Source: A book too far
That message was intended by the publisher to remain confidential. It goes on to do its best to butter Karen Dawisha: "We have no reason to doubt the veracity of what you say...."
Well, I think the publisher made the right call in not publishing because Karen Dawisha doesn't couch her statements about Putin as being allegations or her suspicions but rather cold, hard facts, as if proven. Obviously, they were not proven or the publisher would have published the book. However, why did the publisher "have no reason to doubt the veracity of what" Karen Dawisha wrote about Putin and the others? Why even phrase it that way? Perhaps they meant the sincerity with which Ms. Dawisha holds her beliefs about Putin, et al.
Anyway, I then ran into this post: "Should I Waste My Time Reading Karen Dawisha’s “Putin’s Kleptocracy”?," by Natylie Baldwin, which I think state my thoughts on the matter.
There were indeed a few other causes for concern related to Ms. Dawisha’s overall credibility when I read her NYT piece. For example, in the fourth paragraph she states:
The market increasingly recognizes the risk of dealing with Russian companies, the largest of which is Gazprom. Despite having the world’s largest net profits, Gazprom was trading at one-third the stock market valuation of Exxon Mobil, due to what is widely regarded as rampant and Kremlin-directed corruption.

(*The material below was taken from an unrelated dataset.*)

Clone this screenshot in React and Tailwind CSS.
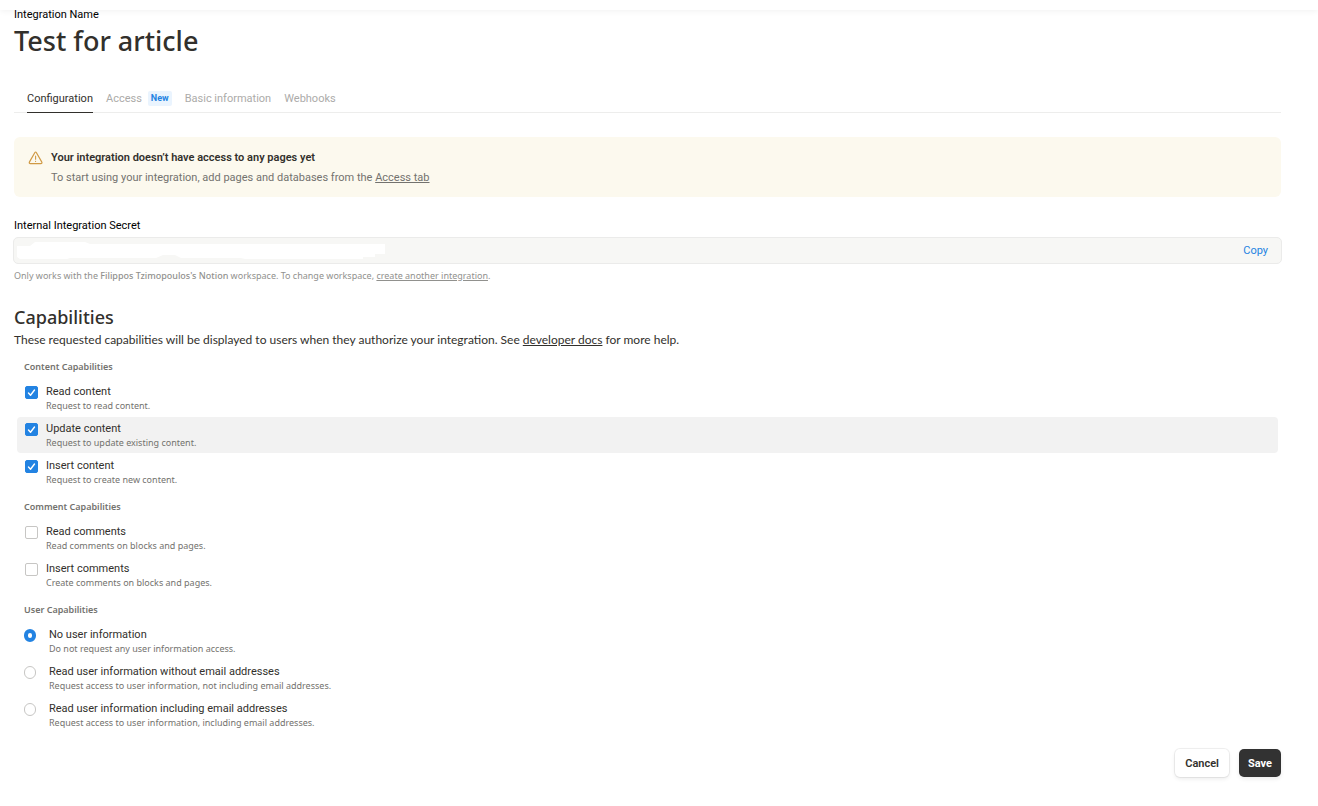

This allegation is particularly interesting when one considers that Transparency International’s most recent report states that Russian companies, Gazprom and Rosneft, scored higher than Exxon Mobil as well as Apple and Google, which are notorious for having poor scores. Furthermore, the report recognized a consistent upward trend in transparency and good corporate governance for the two Russian state-run fossil fuel companies. Is Transparency International a tool of the Kremlin now, Ms. Dawisha?
The whole article by Natylie Baldwin is worth the read.In the end though and as they say, you decide (for yourself).